■ Requirement: Without including any pictures, write out the listing below exactly.

■ Supplied material:
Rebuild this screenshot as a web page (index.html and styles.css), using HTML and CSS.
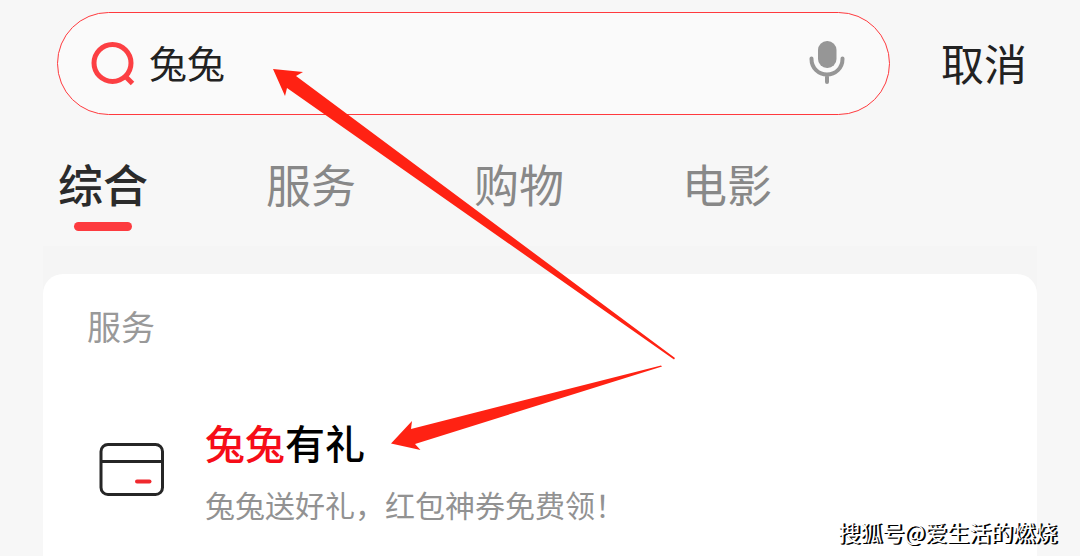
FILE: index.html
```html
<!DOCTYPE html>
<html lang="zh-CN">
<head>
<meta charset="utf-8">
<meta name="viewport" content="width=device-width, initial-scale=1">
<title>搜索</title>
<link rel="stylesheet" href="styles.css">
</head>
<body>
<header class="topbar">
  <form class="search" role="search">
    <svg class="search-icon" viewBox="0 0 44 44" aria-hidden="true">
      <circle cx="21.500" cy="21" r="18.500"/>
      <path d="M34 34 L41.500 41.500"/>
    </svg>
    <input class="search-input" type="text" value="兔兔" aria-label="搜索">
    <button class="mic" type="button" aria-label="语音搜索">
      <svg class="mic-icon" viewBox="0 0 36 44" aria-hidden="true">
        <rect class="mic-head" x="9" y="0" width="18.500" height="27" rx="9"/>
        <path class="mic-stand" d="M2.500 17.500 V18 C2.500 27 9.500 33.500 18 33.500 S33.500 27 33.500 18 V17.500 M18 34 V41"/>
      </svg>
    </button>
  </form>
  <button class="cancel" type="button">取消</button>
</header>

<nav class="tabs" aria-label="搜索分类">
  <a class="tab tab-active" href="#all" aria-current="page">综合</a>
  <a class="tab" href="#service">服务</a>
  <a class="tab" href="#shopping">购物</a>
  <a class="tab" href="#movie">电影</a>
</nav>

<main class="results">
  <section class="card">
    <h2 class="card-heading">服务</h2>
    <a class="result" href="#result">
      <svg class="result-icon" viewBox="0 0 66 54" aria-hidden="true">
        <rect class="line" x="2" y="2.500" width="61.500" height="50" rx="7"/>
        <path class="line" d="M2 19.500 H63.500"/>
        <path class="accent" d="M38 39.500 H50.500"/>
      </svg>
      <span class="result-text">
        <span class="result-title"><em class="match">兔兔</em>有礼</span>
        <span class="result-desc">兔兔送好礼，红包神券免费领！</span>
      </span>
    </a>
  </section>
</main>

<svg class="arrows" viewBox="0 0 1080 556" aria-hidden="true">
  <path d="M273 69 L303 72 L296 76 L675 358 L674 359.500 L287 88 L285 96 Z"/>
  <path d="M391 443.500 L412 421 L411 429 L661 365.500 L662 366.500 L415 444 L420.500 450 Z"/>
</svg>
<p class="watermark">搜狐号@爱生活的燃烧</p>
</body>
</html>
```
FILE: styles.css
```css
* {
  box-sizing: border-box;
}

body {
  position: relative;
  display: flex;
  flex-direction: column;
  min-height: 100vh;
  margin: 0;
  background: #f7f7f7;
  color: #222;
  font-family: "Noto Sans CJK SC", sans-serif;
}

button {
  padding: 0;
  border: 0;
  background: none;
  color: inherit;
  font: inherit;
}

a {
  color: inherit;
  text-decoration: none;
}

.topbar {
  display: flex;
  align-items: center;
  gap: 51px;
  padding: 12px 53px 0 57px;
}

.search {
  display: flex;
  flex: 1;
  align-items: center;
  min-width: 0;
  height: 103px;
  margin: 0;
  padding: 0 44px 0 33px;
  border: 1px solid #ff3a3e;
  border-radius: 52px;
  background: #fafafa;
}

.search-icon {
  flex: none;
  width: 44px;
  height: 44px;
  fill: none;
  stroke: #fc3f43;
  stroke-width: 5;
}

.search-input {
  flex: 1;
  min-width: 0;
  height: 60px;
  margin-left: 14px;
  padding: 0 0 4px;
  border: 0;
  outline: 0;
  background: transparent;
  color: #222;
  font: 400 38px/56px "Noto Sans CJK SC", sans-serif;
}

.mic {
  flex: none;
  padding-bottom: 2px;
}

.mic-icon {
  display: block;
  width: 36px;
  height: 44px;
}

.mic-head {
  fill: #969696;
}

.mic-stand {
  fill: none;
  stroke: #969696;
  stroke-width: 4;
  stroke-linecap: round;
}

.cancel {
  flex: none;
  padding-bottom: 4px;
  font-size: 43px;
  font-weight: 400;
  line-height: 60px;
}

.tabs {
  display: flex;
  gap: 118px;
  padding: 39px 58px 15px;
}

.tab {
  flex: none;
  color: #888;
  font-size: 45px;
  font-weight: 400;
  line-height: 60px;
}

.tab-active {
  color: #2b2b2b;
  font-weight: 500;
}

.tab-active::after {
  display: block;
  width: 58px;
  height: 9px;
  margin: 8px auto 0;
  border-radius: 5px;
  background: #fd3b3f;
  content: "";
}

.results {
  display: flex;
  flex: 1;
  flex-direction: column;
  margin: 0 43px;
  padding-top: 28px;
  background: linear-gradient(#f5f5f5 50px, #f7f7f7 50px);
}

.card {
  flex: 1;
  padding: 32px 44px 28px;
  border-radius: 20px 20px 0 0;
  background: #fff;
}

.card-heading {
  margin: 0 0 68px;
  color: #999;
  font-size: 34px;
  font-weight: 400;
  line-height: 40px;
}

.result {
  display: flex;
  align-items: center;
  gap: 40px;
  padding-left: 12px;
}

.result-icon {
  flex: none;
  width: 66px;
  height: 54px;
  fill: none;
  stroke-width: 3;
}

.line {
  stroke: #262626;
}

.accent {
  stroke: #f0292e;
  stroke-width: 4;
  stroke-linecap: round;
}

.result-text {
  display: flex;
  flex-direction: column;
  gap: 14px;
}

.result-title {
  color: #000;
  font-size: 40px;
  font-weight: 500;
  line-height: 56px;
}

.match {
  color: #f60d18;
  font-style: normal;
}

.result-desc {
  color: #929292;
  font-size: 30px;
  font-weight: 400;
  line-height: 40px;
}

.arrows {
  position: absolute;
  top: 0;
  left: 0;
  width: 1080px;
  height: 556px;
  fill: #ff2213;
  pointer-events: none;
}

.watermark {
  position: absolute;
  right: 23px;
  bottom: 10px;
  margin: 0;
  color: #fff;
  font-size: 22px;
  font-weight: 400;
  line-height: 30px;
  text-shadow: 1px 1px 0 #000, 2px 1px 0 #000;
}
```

■ Result for this exercise:
Rebuild this screenshot as a web page (index.html and styles.css), using HTML and CSS.
FILE: index.html
```html
<!DOCTYPE html>
<html lang="zh-CN">
<head>
<meta charset="utf-8">
<meta name="viewport" content="width=device-width, initial-scale=1">
<title>搜索</title>
<link rel="stylesheet" href="styles.css">
</head>
<body>
<header class="topbar">
  <form class="search" role="search">
    <svg class="search-icon" viewBox="0 0 44 44" aria-hidden="true">
      <circle cx="21.500" cy="21" r="18.500"/>
      <path d="M34 34 L41.500 41.500"/>
    </svg>
    <input class="search-input" type="text" value="兔兔" aria-label="搜索">
    <button class="mic" type="button" aria-label="语音搜索">
      <svg class="mic-icon" viewBox="0 0 36 44" aria-hidden="true">
        <rect class="mic-head" x="9" y="0" width="18.500" height="27" rx="9"/>
        <path class="mic-stand" d="M2.500 17.500 V18 C2.500 27 9.500 33.500 18 33.500 S33.500 27 33.500 18 V17.500 M18 34 V41"/>
      </svg>
    </button>
  </form>
  <button class="cancel" type="button">取消</button>
</header>

<nav class="tabs" aria-label="搜索分类">
  <a class="tab tab-active" href="#all" aria-current="page">综合</a>
  <a class="tab" href="#service">服务</a>
  <a class="tab" href="#shopping">购物</a>
  <a class="tab" href="#movie">电影</a>
</nav>

<main class="results">
  <section class="card">
    <h2 class="card-heading">服务</h2>
    <a class="result" href="#result">
      <svg class="result-icon" viewBox="0 0 66 54" aria-hidden="true">
        <rect class="line" x="2" y="2.500" width="61.500" height="50" rx="7"/>
        <path class="line" d="M2 19.500 H63.500"/>
        <path class="accent" d="M38 39.500 H50.500"/>
      </svg>
      <span class="result-text">
        <span class="result-title"><em class="match">兔兔</em>有礼</span>
        <span class="result-desc">兔兔送好礼，红包神券免费领！</span>
      </span>
    </a>
  </section>
</main>

<svg class="arrows" viewBox="0 0 1080 556" aria-hidden="true">
  <path d="M273 69 L303 72 L296 76 L675 358 L674 359.500 L287 88 L285 96 Z"/>
  <path d="M391 443.500 L412 421 L411 429 L661 365.500 L662 366.500 L415 444 L420.500 450 Z"/>
</svg>
<p class="watermark">搜狐号@爱生活的燃烧</p>
</body>
</html>
```
FILE: styles.css
```css
* {
  box-sizing: border-box;
}

body {
  position: relative;
  display: flex;
  flex-direction: column;
  min-height: 100vh;
  margin: 0;
  background: #f7f7f7;
  color: #222;
  font-family: "Noto Sans CJK SC", sans-serif;
}

button {
  padding: 0;
  border: 0;
  background: none;
  color: inherit;
  font: inherit;
}

a {
  color: inherit;
  text-decoration: none;
}

.topbar {
  display: flex;
  align-items: center;
  gap: 51px;
  padding: 12px 53px 0 57px;
}

.search {
  display: flex;
  flex: 1;
  align-items: center;
  min-width: 0;
  height: 103px;
  margin: 0;
  padding: 0 44px 0 33px;
  border: 1px solid #ff3a3e;
  border-radius: 52px;
  background: #fafafa;
}

.search-icon {
  flex: none;
  width: 44px;
  height: 44px;
  fill: none;
  stroke: #fc3f43;
  stroke-width: 5;
}

.search-input {
  flex: 1;
  min-width: 0;
  height: 60px;
  margin-left: 14px;
  padding: 0 0 4px;
  border: 0;
  outline: 0;
  background: transparent;
  color: #222;
  font: 400 38px/56px "Noto Sans CJK SC", sans-serif;
}

.mic {
  flex: none;
  padding-bottom: 2px;
}

.mic-icon {
  display: block;
  width: 36px;
  height: 44px;
}

.mic-head {
  fill: #969696;
}

.mic-stand {
  fill: none;
  stroke: #969696;
  stroke-width: 4;
  stroke-linecap: round;
}

.cancel {
  flex: none;
  padding-bottom: 4px;
  font-size: 43px;
  font-weight: 400;
  line-height: 60px;
}

.tabs {
  display: flex;
  gap: 118px;
  padding: 39px 58px 15px;
}

.tab {
  flex: none;
  color: #888;
  font-size: 45px;
  font-weight: 400;
  line-height: 60px;
}

.tab-active {
  color: #2b2b2b;
  font-weight: 500;
}

.tab-active::after {
  display: block;
  width: 58px;
  height: 9px;
  margin: 8px auto 0;
  border-radius: 5px;
  background: #fd3b3f;
  content: "";
}

.results {
  display: flex;
  flex: 1;
  flex-direction: column;
  margin: 0 43px;
  padding-top: 28px;
  background: linear-gradient(#f5f5f5 50px, #f7f7f7 50px);
}

.card {
  flex: 1;
  padding: 32px 44px 28px;
  border-radius: 20px 20px 0 0;
  background: #fff;
}

.card-heading {
  margin: 0 0 68px;
  color: #999;
  font-size: 34px;
  font-weight: 400;
  line-height: 40px;
}

.result {
  display: flex;
  align-items: center;
  gap: 40px;
  padding-left: 12px;
}

.result-icon {
  flex: none;
  width: 66px;
  height: 54px;
  fill: none;
  stroke-width: 3;
}

.line {
  stroke: #262626;
}

.accent {
  stroke: #f0292e;
  stroke-width: 4;
  stroke-linecap: round;
}

.result-text {
  display: flex;
  flex-direction: column;
  gap: 14px;
}

.result-title {
  color: #000;
  font-size: 40px;
  font-weight: 500;
  line-height: 56px;
}

.match {
  color: #f60d18;
  font-style: normal;
}

.result-desc {
  color: #929292;
  font-size: 30px;
  font-weight: 400;
  line-height: 40px;
}

.arrows {
  position: absolute;
  top: 0;
  left: 0;
  width: 1080px;
  height: 556px;
  fill: #ff2213;
  pointer-events: none;
}

.watermark {
  position: absolute;
  right: 23px;
  bottom: 10px;
  margin: 0;
  color: #fff;
  font-size: 22px;
  font-weight: 400;
  line-height: 30px;
  text-shadow: 1px 1px 0 #000, 2px 1px 0 #000;
}
```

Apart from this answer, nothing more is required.